Work to complete
Without including any pictures, write out the listing below exactly.

* begin Supplied information *

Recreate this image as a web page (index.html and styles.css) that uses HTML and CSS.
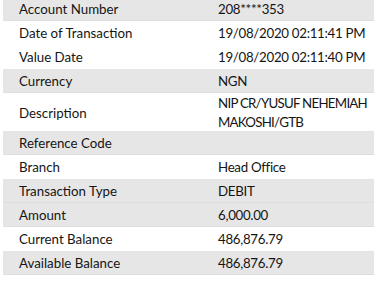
FILE: index.html
```html
<!DOCTYPE html>
<html>
<head>
<meta charset="utf-8">
<link rel="stylesheet" href="styles.css">
</head>
<body>
<div class="details">
  <div class="row shade"><div class="label">Account Number</div><div class="value">208****353</div></div>
  <div class="row"><div class="label">Date of Transaction</div><div class="value">19/08/2020 02:11:41 PM</div></div>
  <div class="row"><div class="label">Value Date</div><div class="value">19/08/2020 02:11:40 PM</div></div>
  <div class="row shade"><div class="label">Currency</div><div class="value">NGN</div></div>
  <div class="row tall"><div class="label">Description</div><div class="value caps">NIP CR/YUSUF NEHEMIAH<br>MAKOSHI/GTB</div></div>
  <div class="row shade"><div class="label">Reference Code</div><div class="value"></div></div>
  <div class="row"><div class="label">Branch</div><div class="value">Head Office</div></div>
  <div class="row shade"><div class="label">Transaction Type</div><div class="value">DEBIT</div></div>
  <div class="row shade"><div class="label">Amount</div><div class="value">6,000.00</div></div>
  <div class="row"><div class="label">Current Balance</div><div class="value">486,876.79</div></div>
  <div class="row shade"><div class="label">Available Balance</div><div class="value">486,876.79</div></div>
</div>
</body>
</html>
```

FILE: styles.css
```css
html, body {
  margin: 0;
  padding: 0;
  background: #ffffff;
}
body {
  font-family: Lato, "Open Sans", sans-serif;
  font-size: 13.3px;
  color: #151515;
}
.details {
  margin: -3px 0 0 3px;
  display: flex;
  flex-direction: column;
}
.row {
  display: grid;
  grid-template-columns: 215px 1fr;
  align-items: center;
  height: 24px;
  box-sizing: border-box;
}
.row.shade {
  background: #e6e6e6;
  border-bottom: 1px solid #dedede;
}
.row.tall {
  height: 38px;
}
.label {
  padding-left: 16px;
  line-height: 19px;
  padding-top: 1px;
  white-space: nowrap;
}
.value {
  line-height: 19px;
  padding-top: 1px;
  white-space: nowrap;
  letter-spacing: -0.3px;
}
.value.caps {
  letter-spacing: -0.75px;
}
```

* end Supplied information *

Answer
Recreate this image as a web page (index.html and styles.css) that uses HTML and CSS.
FILE: index.html
```html
<!DOCTYPE html>
<html>
<head>
<meta charset="utf-8">
<link rel="stylesheet" href="styles.css">
</head>
<body>
<div class="details">
  <div class="row shade"><div class="label">Account Number</div><div class="value">208****353</div></div>
  <div class="row"><div class="label">Date of Transaction</div><div class="value">19/08/2020 02:11:41 PM</div></div>
  <div class="row"><div class="label">Value Date</div><div class="value">19/08/2020 02:11:40 PM</div></div>
  <div class="row shade"><div class="label">Currency</div><div class="value">NGN</div></div>
  <div class="row tall"><div class="label">Description</div><div class="value caps">NIP CR/YUSUF NEHEMIAH<br>MAKOSHI/GTB</div></div>
  <div class="row shade"><div class="label">Reference Code</div><div class="value"></div></div>
  <div class="row"><div class="label">Branch</div><div class="value">Head Office</div></div>
  <div class="row shade"><div class="label">Transaction Type</div><div class="value">DEBIT</div></div>
  <div class="row shade"><div class="label">Amount</div><div class="value">6,000.00</div></div>
  <div class="row"><div class="label">Current Balance</div><div class="value">486,876.79</div></div>
  <div class="row shade"><div class="label">Available Balance</div><div class="value">486,876.79</div></div>
</div>
</body>
</html>
```

FILE: styles.css
```css
html, body {
  margin: 0;
  padding: 0;
  background: #ffffff;
}
body {
  font-family: Lato, "Open Sans", sans-serif;
  font-size: 13.3px;
  color: #151515;
}
.details {
  margin: -3px 0 0 3px;
  display: flex;
  flex-direction: column;
}
.row {
  display: grid;
  grid-template-columns: 215px 1fr;
  align-items: center;
  height: 24px;
  box-sizing: border-box;
}
.row.shade {
  background: #e6e6e6;
  border-bottom: 1px solid #dedede;
}
.row.tall {
  height: 38px;
}
.label {
  padding-left: 16px;
  line-height: 19px;
  padding-top: 1px;
  white-space: nowrap;
}
.value {
  line-height: 19px;
  padding-top: 1px;
  white-space: nowrap;
  letter-spacing: -0.3px;
}
.value.caps {
  letter-spacing: -0.75px;
}
```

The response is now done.